#### Exercise instructions
What is the number of lines in the data that hold the string "index"? Reply with that number only.
[BEGIN Input rows]
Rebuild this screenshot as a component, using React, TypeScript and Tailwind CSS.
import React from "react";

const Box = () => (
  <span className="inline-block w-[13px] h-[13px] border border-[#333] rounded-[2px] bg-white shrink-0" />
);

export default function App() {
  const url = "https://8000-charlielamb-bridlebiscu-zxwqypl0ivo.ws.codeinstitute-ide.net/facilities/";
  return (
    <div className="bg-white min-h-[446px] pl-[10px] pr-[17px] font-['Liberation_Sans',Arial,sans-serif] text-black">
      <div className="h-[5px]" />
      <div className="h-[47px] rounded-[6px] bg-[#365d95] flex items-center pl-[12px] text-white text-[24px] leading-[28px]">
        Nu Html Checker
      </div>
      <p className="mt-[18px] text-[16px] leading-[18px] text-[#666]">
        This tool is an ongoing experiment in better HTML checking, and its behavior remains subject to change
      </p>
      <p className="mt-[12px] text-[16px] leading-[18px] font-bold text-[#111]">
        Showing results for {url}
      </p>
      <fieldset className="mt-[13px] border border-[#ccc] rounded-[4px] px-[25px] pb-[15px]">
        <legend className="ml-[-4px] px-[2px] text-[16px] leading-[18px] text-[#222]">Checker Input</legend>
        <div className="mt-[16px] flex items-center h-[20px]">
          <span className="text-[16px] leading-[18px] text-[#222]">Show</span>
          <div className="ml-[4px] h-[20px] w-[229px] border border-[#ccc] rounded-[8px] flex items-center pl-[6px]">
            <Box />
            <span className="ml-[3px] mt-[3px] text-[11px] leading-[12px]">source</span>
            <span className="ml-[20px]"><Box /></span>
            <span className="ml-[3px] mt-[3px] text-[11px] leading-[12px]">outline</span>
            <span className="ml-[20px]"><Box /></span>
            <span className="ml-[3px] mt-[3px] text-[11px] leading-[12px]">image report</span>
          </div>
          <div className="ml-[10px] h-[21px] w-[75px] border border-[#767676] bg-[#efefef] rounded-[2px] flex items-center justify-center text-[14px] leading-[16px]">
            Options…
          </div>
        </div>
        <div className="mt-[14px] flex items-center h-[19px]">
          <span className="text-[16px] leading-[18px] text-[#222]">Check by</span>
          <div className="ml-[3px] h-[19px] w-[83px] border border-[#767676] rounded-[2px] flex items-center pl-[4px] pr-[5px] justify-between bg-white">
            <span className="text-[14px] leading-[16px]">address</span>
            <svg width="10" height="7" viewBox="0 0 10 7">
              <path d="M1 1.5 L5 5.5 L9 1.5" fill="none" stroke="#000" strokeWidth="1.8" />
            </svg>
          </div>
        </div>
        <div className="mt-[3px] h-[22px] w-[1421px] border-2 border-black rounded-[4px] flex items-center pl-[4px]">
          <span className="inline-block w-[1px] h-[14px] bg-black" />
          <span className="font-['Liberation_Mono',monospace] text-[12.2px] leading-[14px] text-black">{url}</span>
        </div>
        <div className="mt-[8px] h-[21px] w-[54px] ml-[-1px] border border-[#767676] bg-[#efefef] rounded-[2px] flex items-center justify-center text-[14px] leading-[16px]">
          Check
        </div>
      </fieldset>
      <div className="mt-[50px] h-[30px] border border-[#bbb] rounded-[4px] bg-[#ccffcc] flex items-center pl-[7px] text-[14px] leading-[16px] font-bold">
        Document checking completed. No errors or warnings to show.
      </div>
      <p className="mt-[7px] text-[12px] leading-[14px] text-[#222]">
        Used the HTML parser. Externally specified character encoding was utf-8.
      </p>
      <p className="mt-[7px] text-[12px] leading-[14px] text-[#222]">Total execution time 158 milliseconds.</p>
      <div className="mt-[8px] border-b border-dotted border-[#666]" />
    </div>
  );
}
[END Input rows]
[BEGIN Input rows]
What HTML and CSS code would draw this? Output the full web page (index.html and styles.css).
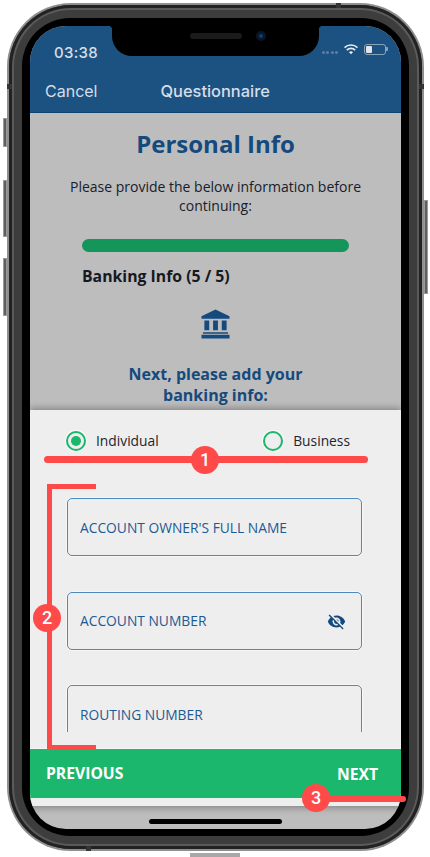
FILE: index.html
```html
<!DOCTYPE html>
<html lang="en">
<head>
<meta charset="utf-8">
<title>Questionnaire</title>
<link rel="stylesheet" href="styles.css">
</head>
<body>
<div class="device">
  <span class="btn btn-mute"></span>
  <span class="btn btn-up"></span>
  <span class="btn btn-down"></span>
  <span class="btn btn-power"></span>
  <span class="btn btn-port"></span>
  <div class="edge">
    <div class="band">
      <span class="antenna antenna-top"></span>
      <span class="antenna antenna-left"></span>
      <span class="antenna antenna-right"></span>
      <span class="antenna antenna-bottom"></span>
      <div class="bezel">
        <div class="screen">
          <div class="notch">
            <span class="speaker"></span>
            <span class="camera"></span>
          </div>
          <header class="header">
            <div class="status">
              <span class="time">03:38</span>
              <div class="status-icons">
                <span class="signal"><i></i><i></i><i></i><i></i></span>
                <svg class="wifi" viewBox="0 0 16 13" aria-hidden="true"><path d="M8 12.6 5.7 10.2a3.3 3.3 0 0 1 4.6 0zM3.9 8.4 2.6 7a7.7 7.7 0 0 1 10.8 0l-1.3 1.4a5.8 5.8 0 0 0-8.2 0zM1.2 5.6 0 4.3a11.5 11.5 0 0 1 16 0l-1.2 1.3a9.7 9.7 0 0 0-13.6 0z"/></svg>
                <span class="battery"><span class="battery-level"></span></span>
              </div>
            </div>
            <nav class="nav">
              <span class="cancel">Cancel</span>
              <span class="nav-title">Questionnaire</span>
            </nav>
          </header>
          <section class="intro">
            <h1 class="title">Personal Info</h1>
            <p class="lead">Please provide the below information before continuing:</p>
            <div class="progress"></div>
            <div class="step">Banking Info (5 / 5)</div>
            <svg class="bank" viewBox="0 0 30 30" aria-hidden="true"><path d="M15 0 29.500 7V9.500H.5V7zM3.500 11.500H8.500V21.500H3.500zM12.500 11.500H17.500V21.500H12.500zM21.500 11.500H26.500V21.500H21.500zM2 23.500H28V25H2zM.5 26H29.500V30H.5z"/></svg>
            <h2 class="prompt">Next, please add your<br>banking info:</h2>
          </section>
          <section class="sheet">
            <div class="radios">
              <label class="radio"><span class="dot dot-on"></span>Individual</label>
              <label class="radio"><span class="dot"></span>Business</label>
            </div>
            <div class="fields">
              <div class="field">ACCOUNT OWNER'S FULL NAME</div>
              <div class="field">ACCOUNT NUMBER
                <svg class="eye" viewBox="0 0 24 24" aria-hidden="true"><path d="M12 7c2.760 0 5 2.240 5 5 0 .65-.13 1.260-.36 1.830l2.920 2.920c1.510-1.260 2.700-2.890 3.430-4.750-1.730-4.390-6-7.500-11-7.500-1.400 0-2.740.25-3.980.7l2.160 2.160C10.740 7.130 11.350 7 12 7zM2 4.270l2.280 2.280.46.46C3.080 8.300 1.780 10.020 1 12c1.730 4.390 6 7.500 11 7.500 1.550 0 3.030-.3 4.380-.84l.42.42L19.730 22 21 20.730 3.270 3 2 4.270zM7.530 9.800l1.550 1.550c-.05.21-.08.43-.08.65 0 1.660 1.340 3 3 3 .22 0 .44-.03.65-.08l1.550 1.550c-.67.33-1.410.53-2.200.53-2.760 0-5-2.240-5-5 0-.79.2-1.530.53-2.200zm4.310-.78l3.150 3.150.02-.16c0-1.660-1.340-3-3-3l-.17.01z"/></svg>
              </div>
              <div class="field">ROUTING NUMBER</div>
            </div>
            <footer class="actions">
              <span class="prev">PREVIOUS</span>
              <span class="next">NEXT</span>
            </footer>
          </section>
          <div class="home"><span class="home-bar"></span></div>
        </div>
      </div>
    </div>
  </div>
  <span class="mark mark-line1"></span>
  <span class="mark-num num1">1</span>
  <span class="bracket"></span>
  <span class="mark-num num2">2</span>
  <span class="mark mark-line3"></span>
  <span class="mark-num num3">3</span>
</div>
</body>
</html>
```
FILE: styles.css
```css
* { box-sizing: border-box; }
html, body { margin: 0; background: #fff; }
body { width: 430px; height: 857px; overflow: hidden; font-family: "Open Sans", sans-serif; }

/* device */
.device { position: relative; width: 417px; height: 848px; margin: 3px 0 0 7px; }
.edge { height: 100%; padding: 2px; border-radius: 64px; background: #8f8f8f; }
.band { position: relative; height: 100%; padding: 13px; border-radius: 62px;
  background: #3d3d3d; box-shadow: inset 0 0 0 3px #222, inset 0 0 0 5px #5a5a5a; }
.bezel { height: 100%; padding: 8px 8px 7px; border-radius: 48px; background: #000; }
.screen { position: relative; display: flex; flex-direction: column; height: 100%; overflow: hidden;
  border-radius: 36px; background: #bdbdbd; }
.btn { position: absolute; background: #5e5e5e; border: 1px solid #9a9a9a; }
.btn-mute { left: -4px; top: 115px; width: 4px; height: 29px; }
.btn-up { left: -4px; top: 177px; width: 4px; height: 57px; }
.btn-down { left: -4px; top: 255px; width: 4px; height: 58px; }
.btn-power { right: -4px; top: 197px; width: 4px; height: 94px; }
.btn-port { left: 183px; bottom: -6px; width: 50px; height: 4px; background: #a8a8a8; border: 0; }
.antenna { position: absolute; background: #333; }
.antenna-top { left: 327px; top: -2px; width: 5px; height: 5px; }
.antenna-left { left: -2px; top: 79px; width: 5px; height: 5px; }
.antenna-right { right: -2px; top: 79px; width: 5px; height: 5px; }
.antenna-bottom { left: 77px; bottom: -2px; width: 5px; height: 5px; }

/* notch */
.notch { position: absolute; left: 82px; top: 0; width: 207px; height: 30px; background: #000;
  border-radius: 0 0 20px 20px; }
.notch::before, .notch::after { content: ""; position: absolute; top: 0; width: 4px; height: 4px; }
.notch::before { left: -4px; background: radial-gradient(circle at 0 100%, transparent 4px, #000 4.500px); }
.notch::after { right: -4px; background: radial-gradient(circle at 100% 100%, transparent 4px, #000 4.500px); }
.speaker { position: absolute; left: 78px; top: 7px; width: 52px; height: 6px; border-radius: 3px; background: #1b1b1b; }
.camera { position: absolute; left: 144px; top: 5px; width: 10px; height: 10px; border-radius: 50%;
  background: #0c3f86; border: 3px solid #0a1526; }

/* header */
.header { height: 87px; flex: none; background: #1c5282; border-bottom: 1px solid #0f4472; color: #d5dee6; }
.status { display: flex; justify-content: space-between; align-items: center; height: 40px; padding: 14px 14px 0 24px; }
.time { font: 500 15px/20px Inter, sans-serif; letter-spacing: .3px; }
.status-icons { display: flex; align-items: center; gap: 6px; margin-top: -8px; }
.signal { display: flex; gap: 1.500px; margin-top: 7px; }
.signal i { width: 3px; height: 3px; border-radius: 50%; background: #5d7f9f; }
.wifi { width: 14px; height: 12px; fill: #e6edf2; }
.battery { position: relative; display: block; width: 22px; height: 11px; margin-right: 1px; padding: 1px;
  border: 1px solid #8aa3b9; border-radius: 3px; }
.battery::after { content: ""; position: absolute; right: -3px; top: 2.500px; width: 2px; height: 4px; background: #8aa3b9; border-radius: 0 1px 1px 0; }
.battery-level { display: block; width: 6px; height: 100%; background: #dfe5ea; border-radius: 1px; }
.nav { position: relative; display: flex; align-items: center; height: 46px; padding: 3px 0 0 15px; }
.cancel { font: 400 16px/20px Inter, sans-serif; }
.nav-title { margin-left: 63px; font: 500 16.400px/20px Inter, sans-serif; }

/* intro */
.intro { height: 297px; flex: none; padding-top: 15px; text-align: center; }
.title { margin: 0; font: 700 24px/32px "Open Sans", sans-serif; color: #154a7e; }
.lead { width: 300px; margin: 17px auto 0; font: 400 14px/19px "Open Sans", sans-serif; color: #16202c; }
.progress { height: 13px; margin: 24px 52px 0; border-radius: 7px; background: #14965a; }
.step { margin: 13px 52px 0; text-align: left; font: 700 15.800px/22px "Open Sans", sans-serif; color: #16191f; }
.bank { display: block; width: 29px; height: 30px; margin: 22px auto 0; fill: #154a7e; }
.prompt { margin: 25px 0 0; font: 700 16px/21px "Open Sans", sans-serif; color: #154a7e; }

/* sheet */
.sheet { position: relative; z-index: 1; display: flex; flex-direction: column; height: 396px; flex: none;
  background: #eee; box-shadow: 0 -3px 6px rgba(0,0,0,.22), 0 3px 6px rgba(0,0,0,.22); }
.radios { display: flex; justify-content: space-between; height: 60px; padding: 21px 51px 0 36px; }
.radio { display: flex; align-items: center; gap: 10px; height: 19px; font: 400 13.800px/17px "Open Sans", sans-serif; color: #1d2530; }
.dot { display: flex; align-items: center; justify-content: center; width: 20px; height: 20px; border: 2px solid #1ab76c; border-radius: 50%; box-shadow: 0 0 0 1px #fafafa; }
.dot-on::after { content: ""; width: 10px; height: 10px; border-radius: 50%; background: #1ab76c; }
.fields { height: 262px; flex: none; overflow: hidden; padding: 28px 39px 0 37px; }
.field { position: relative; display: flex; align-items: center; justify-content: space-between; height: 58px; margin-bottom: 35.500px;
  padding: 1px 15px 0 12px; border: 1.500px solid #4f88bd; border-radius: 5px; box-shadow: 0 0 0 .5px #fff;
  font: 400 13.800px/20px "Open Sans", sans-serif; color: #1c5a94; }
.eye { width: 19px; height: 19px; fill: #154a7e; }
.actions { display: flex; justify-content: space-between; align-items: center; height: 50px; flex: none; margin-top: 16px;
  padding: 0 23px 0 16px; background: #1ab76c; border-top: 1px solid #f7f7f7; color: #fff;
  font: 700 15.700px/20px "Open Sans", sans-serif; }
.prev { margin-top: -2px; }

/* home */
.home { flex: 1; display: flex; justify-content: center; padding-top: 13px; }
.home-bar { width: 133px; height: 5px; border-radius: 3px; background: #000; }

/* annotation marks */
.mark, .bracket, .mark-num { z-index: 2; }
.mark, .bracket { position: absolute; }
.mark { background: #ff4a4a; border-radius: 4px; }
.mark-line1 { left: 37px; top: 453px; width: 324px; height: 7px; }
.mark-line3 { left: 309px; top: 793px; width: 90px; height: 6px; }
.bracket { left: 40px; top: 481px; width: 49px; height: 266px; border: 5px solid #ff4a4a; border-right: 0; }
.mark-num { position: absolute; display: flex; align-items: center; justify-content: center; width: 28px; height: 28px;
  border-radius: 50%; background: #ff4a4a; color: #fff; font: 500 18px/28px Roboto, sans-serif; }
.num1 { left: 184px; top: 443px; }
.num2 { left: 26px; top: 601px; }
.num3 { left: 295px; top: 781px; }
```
[END Input rows]
#### Task result
4